On This Day In Space: Nov. 5, 2002: Galileo spacecraft flies by Jupiter’s moon Amalthea (Image Credit: Space.com)
On Nov. 5, 2002, NASA’s old Galileo spacecraft was almost out of fuel. But the Jupiter mission still had some science to do. Galileo flew by a small moon called Amalthea. Amalthea is small, but it’s interesting for scientists.
Amalthea moon is the reddest object in our solar system. It also generates more heat than it gets from the sun. Scientists think Amalthea creates electrical currents as it orbits in Jupiter’s huge magnetic field. Near this little moon, strong radiation from Jupiter is dangerous for spacecraft.
The flyby caused some problems for Galileo.
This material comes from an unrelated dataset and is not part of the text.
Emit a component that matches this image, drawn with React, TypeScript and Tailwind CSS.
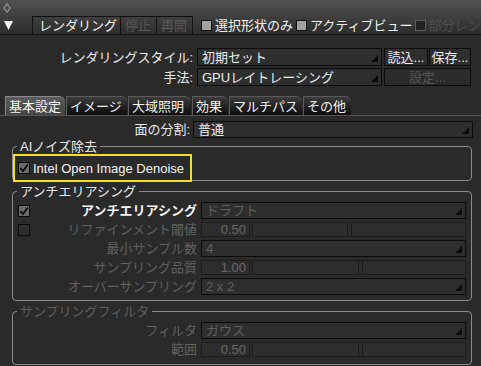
import React from 'react';

// --- Small drawing helpers ---
function Arrow() {
  return (
    <svg width="7" height="7" viewBox="0 0 7 7" className="absolute bottom-[3px] right-[3px]">
      <polygon points="7,0 7,7 0,7" fill="#0b0b0b" />
    </svg>
  );
}

function Check({ checked = false }: { checked?: boolean }) {
  return (
    <div
      className={`flex h-[12px] w-[12px] shrink-0 items-center justify-center border border-[#0a0a0a] ${
        checked ? 'bg-[#6b6b6b]' : 'bg-[#2f2f2f]'
      }`}
    >
      {checked && (
        <svg width="10" height="10" viewBox="0 0 10 10">
          <path d="M1.5 5.2 L4 8 L8.8 1.5" fill="none" stroke="#0a0a0a" strokeWidth="1.8" />
        </svg>
      )}
    </div>
  );
}

function Select({ value, disabled = false }: { value: string; disabled?: boolean }) {
  return (
    <div
      className={`relative flex h-full items-center border border-[#0c0c0c] bg-[#2e2e2e] pl-[4px] ${
        disabled ? 'text-[#606060]' : 'text-[#ececec]'
      }`}
    >
      {value}
      <Arrow />
    </div>
  );
}

function NumberSlider({ value, thumb }: { value: string; thumb: string }) {
  return (
    <div className="flex h-full items-center">
      <div className="flex h-[15px] w-[49px] items-center justify-end border border-[#1d1d1d] bg-[#2d2d2d] pr-[3px] text-[#686868]">
        {value}
      </div>
      <div className="relative ml-[2px] h-[15px] flex-1 border border-[#1d1d1d] bg-[#2d2d2d]">
        <div className={`absolute top-0 bottom-0 w-[5px] border-x border-[#1b1b1b] ${thumb}`} />
      </div>
    </div>
  );
}

function Row({
  check,
  label,
  strong = false,
  children,
}: {
  check?: React.ReactNode;
  label: string;
  strong?: boolean;
  children: React.ReactNode;
}) {
  return (
    <div className="flex h-[17px] items-center">
      <div className="flex w-[184px] items-center">
        <div className="ml-[5px] w-[12px]">{check}</div>
        <div className={`flex-1 text-right ${strong ? 'font-bold text-[#f2f2f2]' : 'text-[#606060]'}`}>{label}</div>
      </div>
      <div className="ml-[4px] h-full w-[265px]">{children}</div>
    </div>
  );
}

const tabs = [
  { label: '基本設定', w: 'w-[60px]', active: true },
  { label: 'イメージ', w: 'w-[61px]' },
  { label: '大域照明', w: 'w-[63px]' },
  { label: '効果', w: 'w-[36px]' },
  { label: 'マルチパス', w: 'w-[73px]' },
  { label: 'その他', w: 'w-[48px]' },
];

export default function App() {
  return (
    <div className="h-[366px] w-[481px] overflow-hidden bg-[#2a2a2a] font-['Liberation_Sans','Noto_Sans_CJK_JP',sans-serif] text-[13px] leading-[15px] text-[#ececec]">
      {/* --- Header bar --- */}
      <div className="h-[35px] border-b border-[#141414] bg-gradient-to-b from-[#515151] to-[#2d2d2d]">
        <div className="h-[16px] pl-[3px] pt-[3px]">
          <svg width="8" height="10" viewBox="0 0 8 10">
            <polygon points="4,0.8 7.2,5 4,9.2 0.8,5" fill="none" stroke="#8a8a8a" strokeWidth="1.4" />
          </svg>
        </div>
        <div className="flex h-[18px] items-center overflow-hidden whitespace-nowrap">
          <svg width="9" height="9" viewBox="0 0 9 9" className="ml-[4px] shrink-0">
            <polygon points="0,0 9,0 4.5,9" fill="#f4f4f4" />
          </svg>
          <div className="ml-[19px] flex h-full w-[89px] shrink-0 items-center border-x border-t border-[#101010] pl-[6px] text-[#f0f0f0]">
            レンダリング
          </div>
          <div className="flex h-full w-[36px] shrink-0 items-center border-r border-t border-[#101010] pl-[4px] text-[#575757]">
            停止
          </div>
          <div className="flex h-full w-[36px] shrink-0 items-center border-r border-t border-[#101010] pl-[4px] text-[#575757]">
            再開
          </div>
          <div className="ml-[8px] h-[11px] w-[11px] shrink-0 border border-[#111] bg-[#a2a2a2]" />
          <span className="ml-[3px] shrink-0 text-[#f0f0f0]">選択形状のみ</span>
          <div className="ml-[3px] h-[11px] w-[11px] shrink-0 border border-[#111] bg-[#a2a2a2]" />
          <span className="ml-[3px] shrink-0 text-[#f0f0f0]">アクティブビュー</span>
          <div className="ml-[2px] h-[11px] w-[11px] shrink-0 border border-[#5a5a5a] bg-[#222]" />
          <span className="ml-[3px] shrink-0 text-[#4e4e4e]">部分レン</span>
        </div>
      </div>

      {/* --- Style / method rows --- */}
      <div className="mt-[13px] flex h-[18px] items-center">
        <div className="w-[193px] text-right">レンダリングスタイル:</div>
        <div className="ml-[4px] h-full w-[185px]">
          <Select value="初期セット" />
        </div>
        <div className="ml-[2px] flex h-full w-[44px] items-center justify-center border border-[#0c0c0c] bg-[#2e2e2e]">
          読込...
        </div>
        <div className="ml-[1px] flex h-full w-[42px] items-center justify-center border border-[#0c0c0c] bg-[#2e2e2e]">
          保存...
        </div>
      </div>
      <div className="mt-[2px] flex h-[18px] items-center">
        <div className="w-[193px] text-right">手法:</div>
        <div className="ml-[4px] h-full w-[185px]">
          <Select value="GPUレイトレーシング" />
        </div>
        <div className="ml-[2px] flex h-full w-[87px] items-center justify-center border border-[#0c0c0c] bg-[#2b2b2b] text-[#555]">
          設定...
        </div>
      </div>

      {/* --- Tabs --- */}
      <div className="mt-[10px] flex h-[20px] items-end gap-[1px] border-b border-[#555] pl-[5px]">
        {tabs.map((t) => (
          <div
            key={t.label}
            className={`flex h-[19px] items-center rounded-tr-[6px] border-l border-t pl-[3px] ${t.w} ${
              t.active
                ? 'border-[#8a8a8a] bg-gradient-to-b from-[#5c5c5c] to-[#444] text-[#f4f4f4]'
                : 'border-[#5a5a5a] bg-gradient-to-b from-[#3c3c3c] to-[#0e0e0e] text-[#f0f0f0]'
            }`}
          >
            {t.label}
          </div>
        ))}
      </div>

      <div className="mt-[5px] flex h-[17px] items-center">
        <div className="w-[190px] text-right">面の分割:</div>
        <div className="ml-[3px] h-full w-[280px]">
          <Select value="普通" />
        </div>
      </div>

      {/* --- AI denoise --- */}
      <fieldset className="ml-[12px] mt-[1px] w-[460px] rounded-[4px] border border-[#8a8a8a]">
        <legend className="ml-[4px] px-[3px] leading-[15px]">AIノイズ除去</legend>
        <div className="relative -mb-[2px] flex h-[28px] w-[179px] items-center border-2 border-[#f2e01c] pl-[3px]">
          <Check checked />
          <span className="ml-[3px] text-[#f4f4f4]">Intel Open Image Denoise</span>
        </div>
      </fieldset>

      {/* --- Anti-aliasing --- */}
      <fieldset className="ml-[12px] mt-[3px] w-[460px] rounded-[4px] border border-[#8a8a8a]">
        <legend className="ml-[4px] px-[3px] leading-[15px]">アンチエリアシング</legend>
        <div className="flex flex-col gap-[2px] pb-[5px] pt-[3px]">
          <Row check={<Check checked />} label="アンチエリアシング" strong>
            <Select value="ドラフト" disabled />
          </Row>
          <Row check={<Check />} label="リファインメント閾値">
            <NumberSlider value="0.50" thumb="left-[94px]" />
          </Row>
          <Row label="最小サンプル数">
            <Select value="4" disabled />
          </Row>
          <Row label="サンプリング品質">
            <NumberSlider value="1.00" thumb="left-[105px]" />
          </Row>
          <Row label="オーバーサンプリング">
            <Select value="2 x 2" disabled />
          </Row>
        </div>
      </fieldset>

      {/* --- Sampling filter --- */}
      <fieldset className="ml-[12px] mt-[3px] w-[460px] rounded-[4px] border border-[#8a8a8a]">
        <legend className="ml-[4px] px-[3px] leading-[15px] text-[#5e5e5e]">サンプリングフィルタ</legend>
        <div className="flex flex-col gap-[2px] pb-[6px] pt-[3px]">
          <Row label="フィルタ">
            <Select value="ガウス" disabled />
          </Row>
          <Row label="範囲">
            <NumberSlider value="0.50" thumb="left-[105px]" />
          </Row>
        </div>
      </fieldset>
    </div>
  );
}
The spacecraft went into safe mode only 30 minutes after going past Amalthea. NASA said it was ready for problems, because Galileo was on its last legs, and the radiation near Amalthea was strong. However, NASA quickly fixed the problem and got Galileo working again.
Less than a year later, Galileo threw itself into Jupiter’s atmosphere. The spacecraft was crushed by the high pressure in Jupiter’s atmosphere, but its data still survives on Earth.
On This Day in Space Archive!
Follow us @Spacedotcom and on Facebook.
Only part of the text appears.